• **Aim of the exercise**
Nothing but the lines from the top of the data to the line holding "string; lang: string;" should be printed, word for word and both ends included; leave the pictures out.
--- START ---
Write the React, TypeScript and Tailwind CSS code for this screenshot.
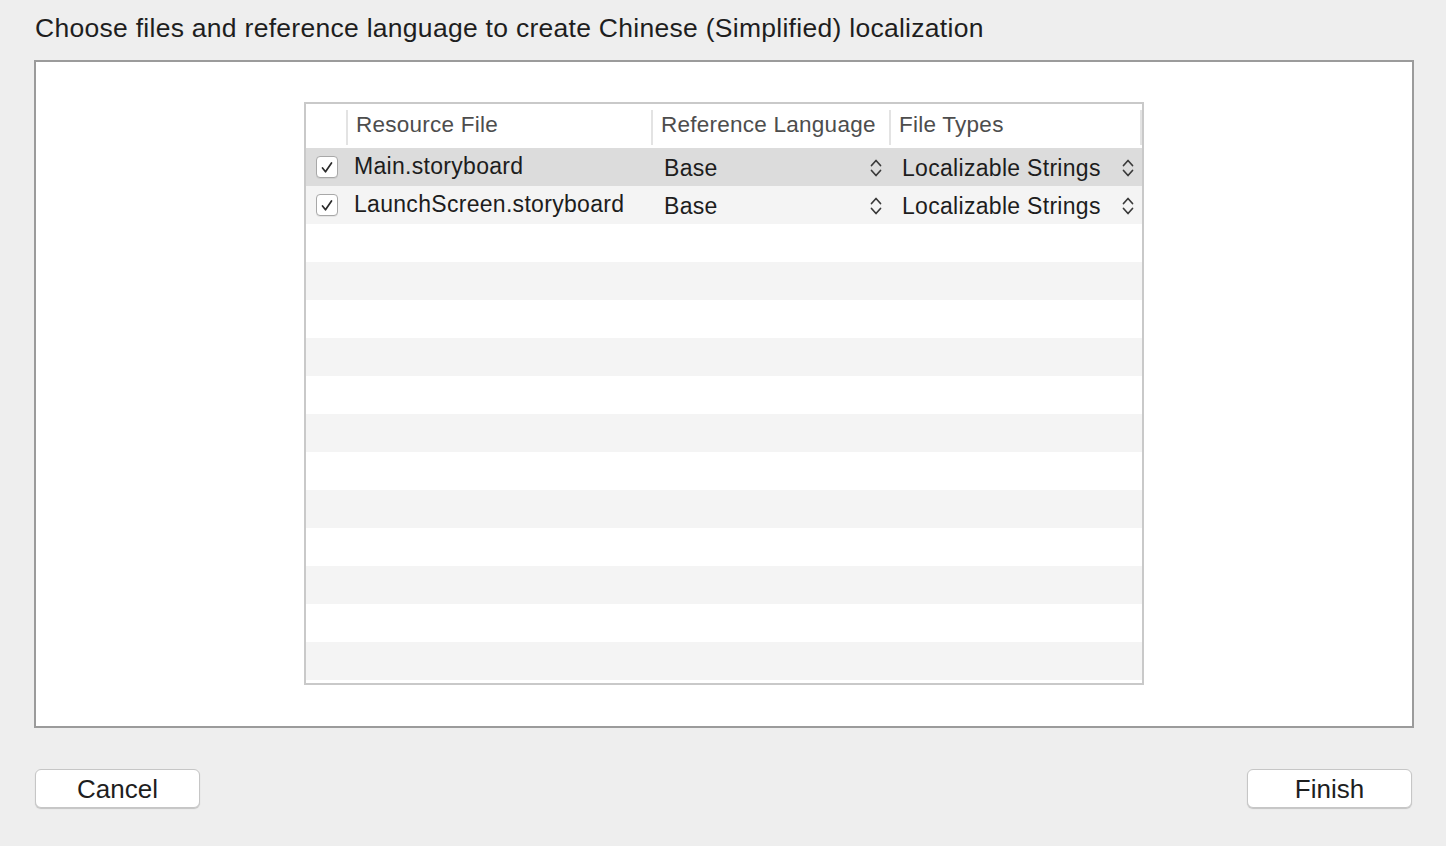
import React from "react";

type Row = { name: string; lang: string; type: string; selected?: boolean };

const rows: Row[] = [
  { name: "Main.storyboard", lang: "Base", type: "Localizable Strings", selected: true },
  { name: "LaunchScreen.storyboard", lang: "Base", type: "Localizable Strings" },
];

const font = { fontFamily: '"Liberation Sans", Arial, sans-serif' };

function UpDown() {
  return (
    <svg width="14" height="22" viewBox="0 0 14 22" fill="none" className="shrink-0">
      <path d="M2.5 8.5L7 3.5l4.5 5" stroke="#3a3a3a" strokeWidth="1.7" strokeLinecap="round" strokeLinejoin="round" />
      <path d="M2.5 13.5L7 18.5l4.5-5" stroke="#3a3a3a" strokeWidth="1.7" strokeLinecap="round" strokeLinejoin="round" />
    </svg>
  );
}

function Check() {
  return (
    <div className="flex h-[22px] w-[22px] items-center justify-center rounded-[4px] border border-[#a8a8a8] bg-white shadow-[0_1px_0_rgba(0,0,0,0.06)]">
      <svg width="14" height="13" viewBox="0 0 14 13" fill="none">
        <path d="M2.5 7l3 3.8L11.5 2" stroke="#2a2a2a" strokeWidth="1.7" strokeLinecap="round" strokeLinejoin="round" />
      </svg>
    </div>
  );
}

function HeaderCell({ label, width }: { label: string; width: string }) {
  return (
    <div className={`flex h-full items-center ${width}`}>
      <div className="h-[35px] w-[2px] bg-[#e3e3e3]" />
      <span className="pl-[8px] text-[22.5px] tracking-[0.25px] text-[#4d4d4d] -translate-y-[2px]">{label}</span>
    </div>
  );
}

export default function App() {
  return (
    <div className="flex h-[846px] w-[1446px] flex-col bg-[#eeeeee]" style={font}>
      <h1 className="pl-[35px] pt-[11px] text-[26.5px] leading-[34px] tracking-[0.28px] text-[#1e1e1e]">
        Choose files and reference language to create Chinese (Simplified) localization
      </h1>

      <div className="ml-[34px] mt-[15px] h-[668px] w-[1380px] border-2 border-[#9b9b9b] bg-white pl-[268px] pt-[40px]">
        <div className="flex h-[583px] w-[840px] flex-col border-2 border-[#c9c9c9]">
          <div className="flex h-[44px] items-center pt-[2px]">
            <div className="w-[40px]" />
            <HeaderCell label="Resource File" width="w-[305px]" />
            <HeaderCell label="Reference Language" width="w-[238px]" />
            <HeaderCell label="File Types" width="w-[251px]" />
            <div className="h-[35px] w-[2px] bg-[#e3e3e3]" />
          </div>

          {Array.from({ length: 14 }).map((_, i) => {
            const r = rows[i];
            const bg = r?.selected ? "bg-[#dcdcdc]" : i % 2 === 1 ? "bg-[#f4f4f4]" : "bg-white";
            return (
              <div key={i} className={`flex h-[38px] items-center ${bg}`}>
                {r && (
                  <>
                    <div className="flex w-[40px] justify-center pl-[2px]">
                      <Check />
                    </div>
                    <span className="w-[307px] pl-[8px] text-[23px] leading-none tracking-[0.3px] text-[#1d1d1d] -translate-y-[1px]">
                      {r.name}
                    </span>
                    <div className="flex w-[243px] items-center justify-between pl-[11px] pr-[13px] translate-y-[1px]">
                      <span className="text-[23px] leading-none tracking-[0.3px] text-[#1d1d1d]">{r.lang}</span>
                      <UpDown />
                    </div>
                    <div className="flex w-[246px] items-center justify-between pl-[6px] pr-[7px] translate-y-[1px]">
                      <span className="text-[23px] leading-none tracking-[0.3px] text-[#1d1d1d]">{r.type}</span>
                      <UpDown />
                    </div>
                  </>
                )}
              </div>
            );
          })}
        </div>
      </div>

      <div className="mt-[41px] flex justify-between pl-[35px] pr-[34px]">
        <button className="h-[39px] w-[165px] rounded-[6px] border border-[#c6c6c6] bg-white text-[26px] leading-none text-[#1e1e1e] shadow-[0_1px_1px_rgba(0,0,0,0.18)]">
          Cancel
        </button>
        <button className="h-[39px] w-[165px] rounded-[6px] border border-[#c6c6c6] bg-white text-[26px] leading-none text-[#1e1e1e] shadow-[0_1px_1px_rgba(0,0,0,0.18)]">
          Finish
        </button>
      </div>
    </div>
  );
}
--- END ---
• **Result for this task**
Write the React, TypeScript and Tailwind CSS code for this screenshot.
import React from "react";

type Row = { name: string; lang: string; type: string; selected?: boolean };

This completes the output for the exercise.